Joyce LAFFERTY, et al., appellants, v. EKLECCO, LLC, d/b/a Palisades Center Mall, et al., respondents.
In an action to recover damages for personal injuries, etc., the plaintiffs appeal, as limited by their brief, from (1) so much of an order of the Supreme Court, Rockland County (Smith, J.), entered September 28, 2005, as granted the defendants' motion pursuant to CPLR 510 and 511 to change the venue of the action from Rockland County to Onondaga County and denied their cross motion pursuant to CPLR 510(3) to retain venue in Rockland County, and (2) so much of an order of the same court dated October 27, 2005, as denied that branch of their motion which was for leave to renew.

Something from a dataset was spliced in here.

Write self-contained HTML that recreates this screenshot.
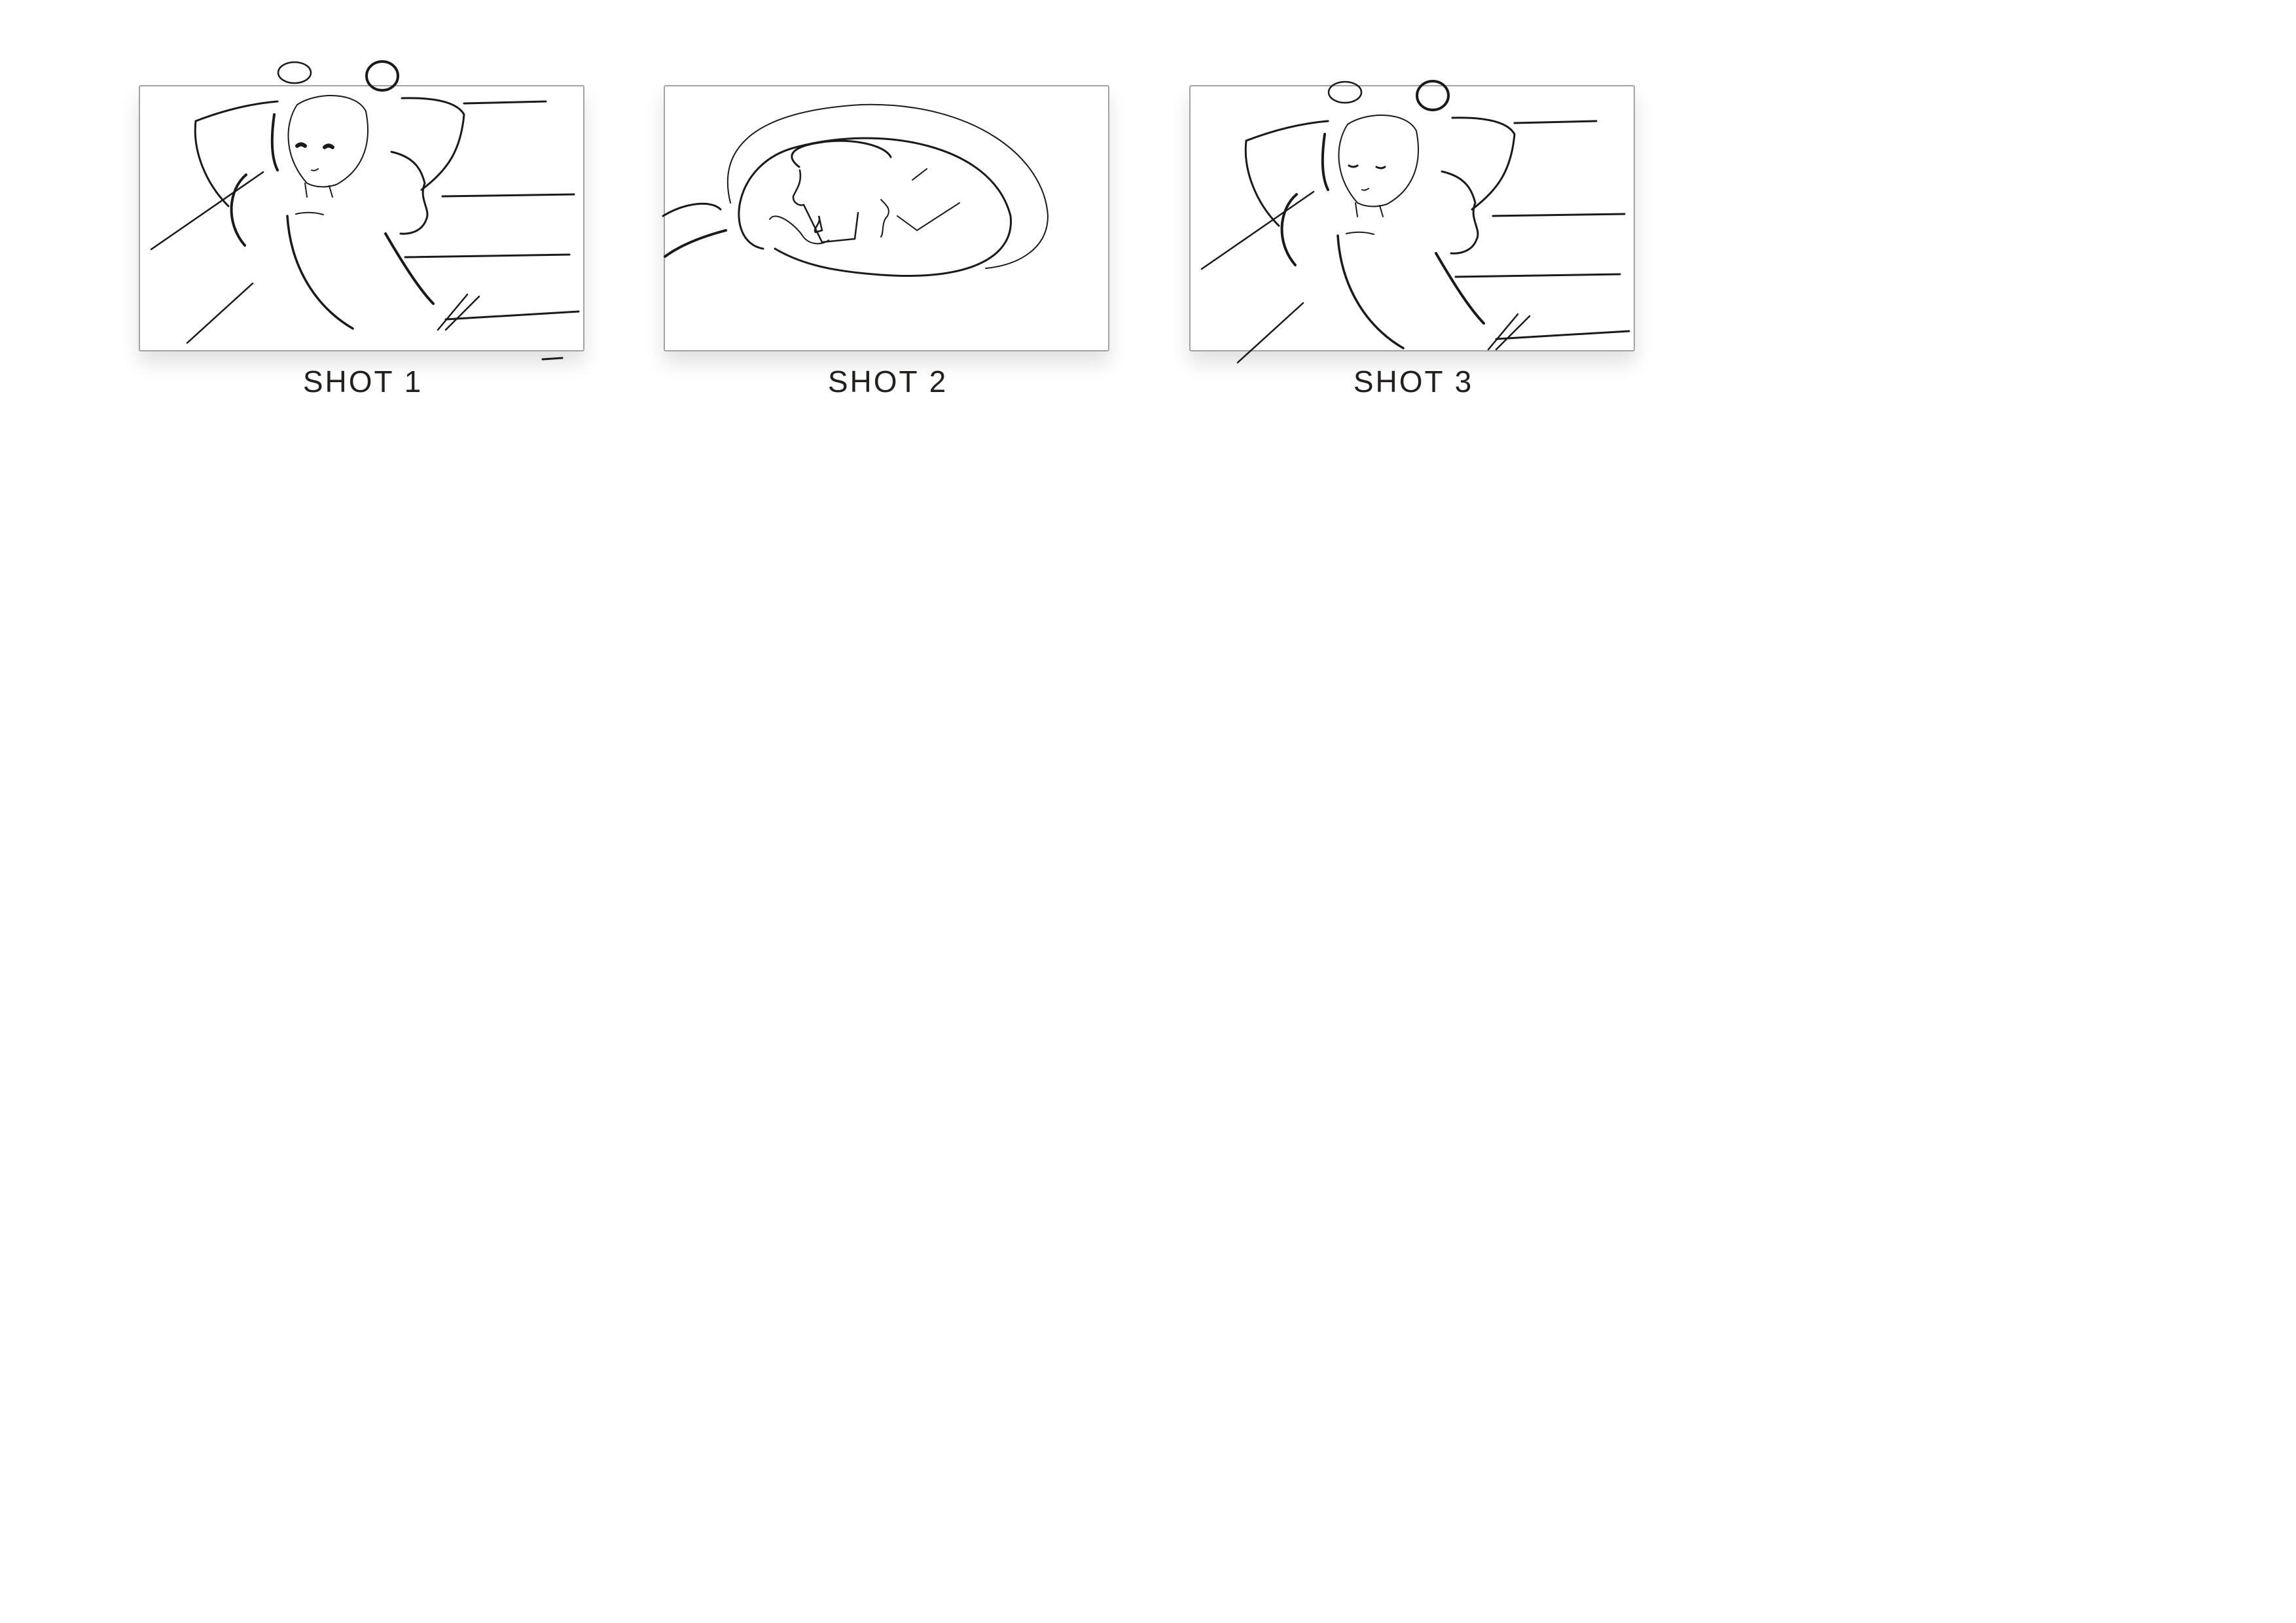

ORDERED that the order dated October 27, 2005, is reversed insofar as appealed from, on the law and in the exercise of discretion, that branch of the plaintiffs' motion which was for leave to renew is granted and, upon renewal, the defendants' motion to change venue from Rockland County to Onondaga County is denied, the plaintiffs' cross motion to retain venue in Rockland County is granted, and the order entered September 28, 2005, is vacated; and it is further,
ORDERED that the appeal from the order entered September 28, 2005, is dismissed as academic in light of our determination of the appeal from the order dated October 27, 2005; and it is further,
ORDERED that the plaintiffs are awarded one bill of costs.
It is well settled that a motion for leave to renew must be supported by new or additional facts which, at the time of a prior motion, were not known to the party seeking renewal, and, consequently, not made known to the court (see CPLR 2221[e]; Hasmath v. Cameb, 5 A.D.3d 438, 439, 773 N.Y.S.2d 121). “However, this requirement is a flexible one and the court, in its discretion, may grant renewal, in the interest of justice, upon facts which were known to the movant where the movant offers a reasonable justification for failing to submit them on the earlier motion” (Gomez v. Needham Capital Group, 7 A.D.3d 568, 569, 775 N.Y.S.2d 903; Hasmath v. Cameb, supra at 439, 773 N.Y.S.2d 121; Bepat v. Chandler, 2 A.D.3d 764, 769 N.Y.S.2d 731). Here, the Supreme Court improvidently exercised its discretion in denying that branch of the plaintiffs' motion which was for leave to renew, as they provided a reasonable excuse for their failure to offer the evidence on the original motion and cross motion (see Gershon v. Goldberg, 30 A.D.3d 372, 374, 817 N.Y.S.2d 322; Hasmath v. Cameb, supra at 439, 773 N.Y.S.2d 121; CPLR 2221[e] ).
Moreover, upon renewal, the motion to change venue should have been denied, and the cross motion to retain venue in Rockland County based upon “the convenience of material witnesses and the ends of justice” (CPLR 510 ) should have been granted. The papers submitted by the plaintiffs contained (1) the names, addresses, and occupations of numerous prospective witnesses, (2) the facts to which the witnesses will testify at trial, (3) a statement that the witnesses are willing to testify, and (4) a statement that the witnesses would be greatly inconvenienced if the venue of the action was not retained in Rockland County (see Gangi v. DaimlerChrysler Corp., 14 A.D.3d 482, 788 N.Y.S.2d 406; Professional Veh. Leasing v. Continuing Dev. Servs., 275 A.D.2d 313, 712 N.Y.S.2d 563; O'Brien v. Vassar Bros. Hosp., 207 A.D.2d 169, 172-173, 622 N.Y.S.2d 284). Further, the convenience of local government officials, such as police officers, is of paramount importance because they should not be kept from their duties unnecessarily (see Professional Veh. Leasing v. Continuing Dev. Servs., supra at 314, 712 N.Y.S.2d 563; Chimirri v. Evergreen Am. Corp., 211 A.D.2d 743, 744, 621 N.Y.S.2d 694). The convenience of the treating physicians is also a strong factor in favor of retaining venue in Rockland County (see Mavrakis v. Waldbaums, Inc., 302 A.D.2d 501, 502, 755 N.Y.S.2d 288).